WHAT YOU WILL DO: Identify the lines holding "this" and copy them.

EXTRACTED ENTRIES:
####

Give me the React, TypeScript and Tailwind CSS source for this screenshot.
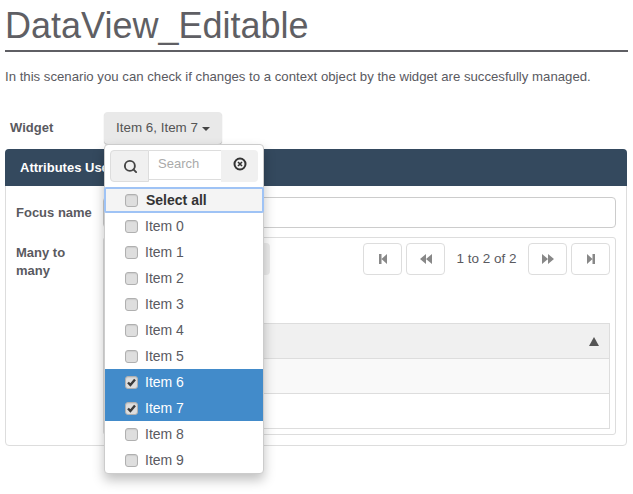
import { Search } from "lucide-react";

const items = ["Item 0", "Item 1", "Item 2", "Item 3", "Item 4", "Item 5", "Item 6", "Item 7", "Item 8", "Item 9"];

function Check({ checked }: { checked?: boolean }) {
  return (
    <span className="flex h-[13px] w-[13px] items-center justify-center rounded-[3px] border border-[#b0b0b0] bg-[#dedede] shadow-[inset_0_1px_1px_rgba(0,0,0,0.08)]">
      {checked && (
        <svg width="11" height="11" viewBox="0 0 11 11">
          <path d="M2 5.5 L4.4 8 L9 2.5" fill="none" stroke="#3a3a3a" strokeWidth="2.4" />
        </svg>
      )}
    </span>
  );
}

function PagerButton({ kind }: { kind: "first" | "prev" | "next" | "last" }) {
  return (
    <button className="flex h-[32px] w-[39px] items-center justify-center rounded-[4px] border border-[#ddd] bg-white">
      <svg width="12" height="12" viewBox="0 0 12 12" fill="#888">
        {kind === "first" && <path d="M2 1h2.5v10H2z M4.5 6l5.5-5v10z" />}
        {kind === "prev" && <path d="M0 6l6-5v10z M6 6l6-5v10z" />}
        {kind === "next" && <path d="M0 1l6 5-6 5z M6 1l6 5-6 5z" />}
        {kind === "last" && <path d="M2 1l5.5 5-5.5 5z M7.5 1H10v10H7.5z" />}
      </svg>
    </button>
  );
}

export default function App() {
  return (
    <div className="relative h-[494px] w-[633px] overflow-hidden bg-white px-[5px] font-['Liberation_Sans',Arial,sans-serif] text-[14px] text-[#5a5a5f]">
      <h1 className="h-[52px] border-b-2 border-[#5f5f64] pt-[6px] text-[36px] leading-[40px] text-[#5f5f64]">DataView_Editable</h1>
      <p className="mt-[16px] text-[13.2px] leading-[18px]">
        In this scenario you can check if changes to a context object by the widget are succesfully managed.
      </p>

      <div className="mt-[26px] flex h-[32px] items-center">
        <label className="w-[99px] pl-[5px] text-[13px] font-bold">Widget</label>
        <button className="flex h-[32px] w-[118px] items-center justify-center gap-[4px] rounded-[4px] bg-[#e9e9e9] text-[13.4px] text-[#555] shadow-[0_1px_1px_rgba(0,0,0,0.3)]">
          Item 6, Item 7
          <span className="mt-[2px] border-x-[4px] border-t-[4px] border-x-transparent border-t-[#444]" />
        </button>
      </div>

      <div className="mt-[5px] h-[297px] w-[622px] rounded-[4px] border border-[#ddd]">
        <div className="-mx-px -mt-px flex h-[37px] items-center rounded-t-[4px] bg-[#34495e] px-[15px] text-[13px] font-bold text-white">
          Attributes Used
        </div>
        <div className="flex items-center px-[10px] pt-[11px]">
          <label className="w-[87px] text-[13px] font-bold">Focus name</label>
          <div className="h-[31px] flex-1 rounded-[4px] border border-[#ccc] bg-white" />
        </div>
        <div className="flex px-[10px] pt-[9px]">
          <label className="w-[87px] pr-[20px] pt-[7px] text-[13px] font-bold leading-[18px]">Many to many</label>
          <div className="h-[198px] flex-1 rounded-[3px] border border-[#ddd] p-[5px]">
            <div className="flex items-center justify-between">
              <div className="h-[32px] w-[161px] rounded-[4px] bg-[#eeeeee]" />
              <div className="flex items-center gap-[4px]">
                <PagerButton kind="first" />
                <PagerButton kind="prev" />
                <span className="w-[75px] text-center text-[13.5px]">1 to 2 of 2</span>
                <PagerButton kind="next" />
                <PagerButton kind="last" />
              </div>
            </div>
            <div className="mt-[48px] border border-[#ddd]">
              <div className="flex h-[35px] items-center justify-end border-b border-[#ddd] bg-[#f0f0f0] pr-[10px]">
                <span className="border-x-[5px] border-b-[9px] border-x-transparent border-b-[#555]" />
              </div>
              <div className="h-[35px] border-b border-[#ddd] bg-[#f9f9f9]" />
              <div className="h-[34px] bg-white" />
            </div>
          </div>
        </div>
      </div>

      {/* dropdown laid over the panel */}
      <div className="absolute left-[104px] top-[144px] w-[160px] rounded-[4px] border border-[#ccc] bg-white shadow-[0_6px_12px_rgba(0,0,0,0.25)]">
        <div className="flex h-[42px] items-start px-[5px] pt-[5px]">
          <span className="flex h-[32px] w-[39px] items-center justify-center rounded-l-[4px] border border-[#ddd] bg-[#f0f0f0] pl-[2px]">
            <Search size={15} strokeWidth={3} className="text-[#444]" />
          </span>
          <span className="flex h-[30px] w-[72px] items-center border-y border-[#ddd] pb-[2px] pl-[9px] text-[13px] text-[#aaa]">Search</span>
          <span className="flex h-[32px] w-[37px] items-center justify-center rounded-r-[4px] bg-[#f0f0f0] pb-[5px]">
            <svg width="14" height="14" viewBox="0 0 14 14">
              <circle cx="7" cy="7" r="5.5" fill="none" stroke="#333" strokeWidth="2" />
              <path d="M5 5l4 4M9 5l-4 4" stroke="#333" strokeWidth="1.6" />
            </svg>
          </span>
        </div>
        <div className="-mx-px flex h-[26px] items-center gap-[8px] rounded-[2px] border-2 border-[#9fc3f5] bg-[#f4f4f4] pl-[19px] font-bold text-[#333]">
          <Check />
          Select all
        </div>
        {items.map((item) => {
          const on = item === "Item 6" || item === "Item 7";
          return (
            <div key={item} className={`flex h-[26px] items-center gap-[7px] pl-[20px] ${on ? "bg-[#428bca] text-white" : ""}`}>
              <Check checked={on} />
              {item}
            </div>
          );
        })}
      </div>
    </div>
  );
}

####

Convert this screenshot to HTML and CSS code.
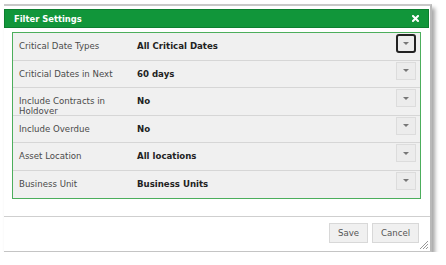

####

WRITTEN ANSWER:
Give me the React, TypeScript and Tailwind CSS source for this screenshot.
        In this scenario you can check if changes to a context object by the widget are succesfully managed.
Convert this screenshot to HTML and CSS code.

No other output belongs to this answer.